Car le drame du ferroviaire, ce sont les petites séries. Pour élargir celles-ci, ou du moins augmenter la part de « communalité » des éléments, mieux vaut raisonner en termes de gamme. Il n’y a qu’à, dira-t-on, profiter du marché unique européen, pour mieux amortir les coûts de R&D ou de fabrication. Problème : ce marché n’existe pas. L’avion a été d’emblée conçu comme international et l’est resté. Le train a été rêvé comme tel à ses débuts, mais, très vite, au XIXe siècle, les nationalismes européens se sont figés en regrettables particularismes nationaux. Les progrès techniques (électrification, signalisation) ont été l’occasion de s’affirmer de plus en plus et de se parler de moins en moins. Aujourd’hui, les industriels et les fonctionnaires bruxellois tentent de débrouiller l’écheveau. On progresse, mais lentement. Le déploiement de la signalisation européenne ERTMS est un casse-tête technique. Qui plus est, les Allemands renâclent et les Français traînent les pieds. 

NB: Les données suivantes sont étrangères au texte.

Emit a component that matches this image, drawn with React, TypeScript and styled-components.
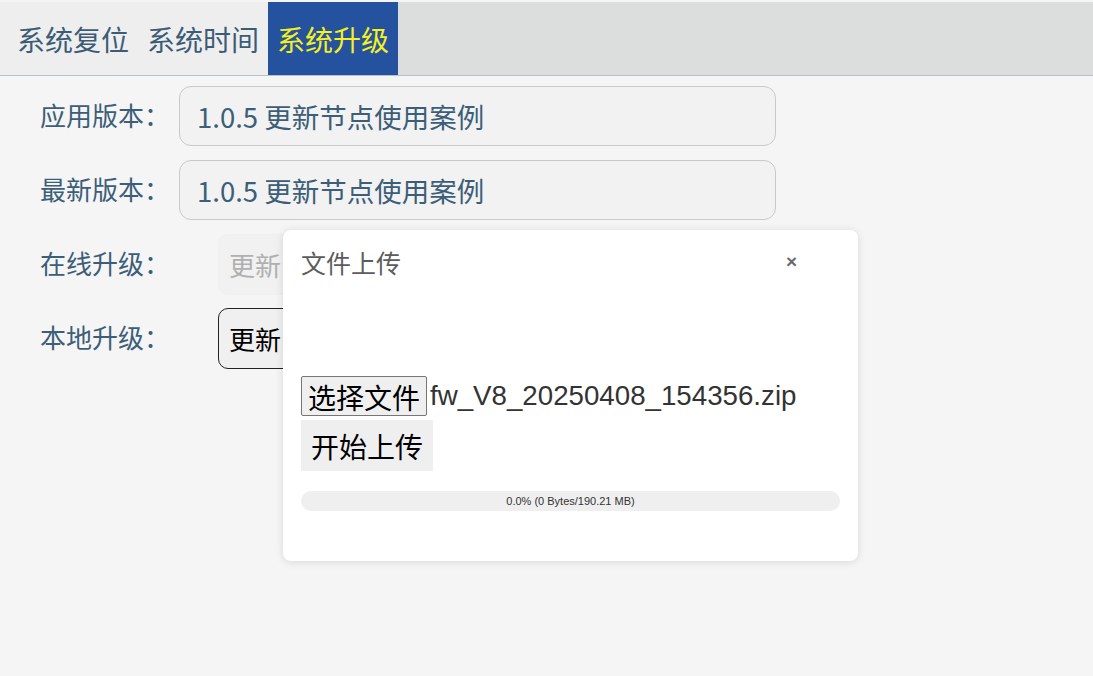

La structuration d’une industrie ferroviaire allemande forte autour de Siemens, et celle d’une industrie ferroviaire française plus faible autour d’Alstom ne facilitent pas les échanges. « Un de mes grands regrets est que nous n’ayons pas réussi à marier Alstom et Siemens pour faire un grand groupe européen », nous confiait Jacques Barrot en marge de sa première interview comme commissaire européen chargé des transports, en 2004. Les deux grands groupes ne sont aujourd’hui pas plus qu’hier dans une logique de coopération. Ils dépendent largement de deux donneurs d’ordres, SNCF et Deutsche Bahn, qui sont concurrents sur tous les marchés, ce qui n’arrange rien. L’émiettement technique de l’espace européen ne donne guère l’occasion de progresser. L’Airbus du rail n’est pas près de prendre son essor. Dans ces conditions peu favorables, le marché français du ferroviaire ne se porte pas mal, et dégage un excédent commercial de 1 milliard d’euros, pour un chiffre d’affaires annuel de 5 milliards.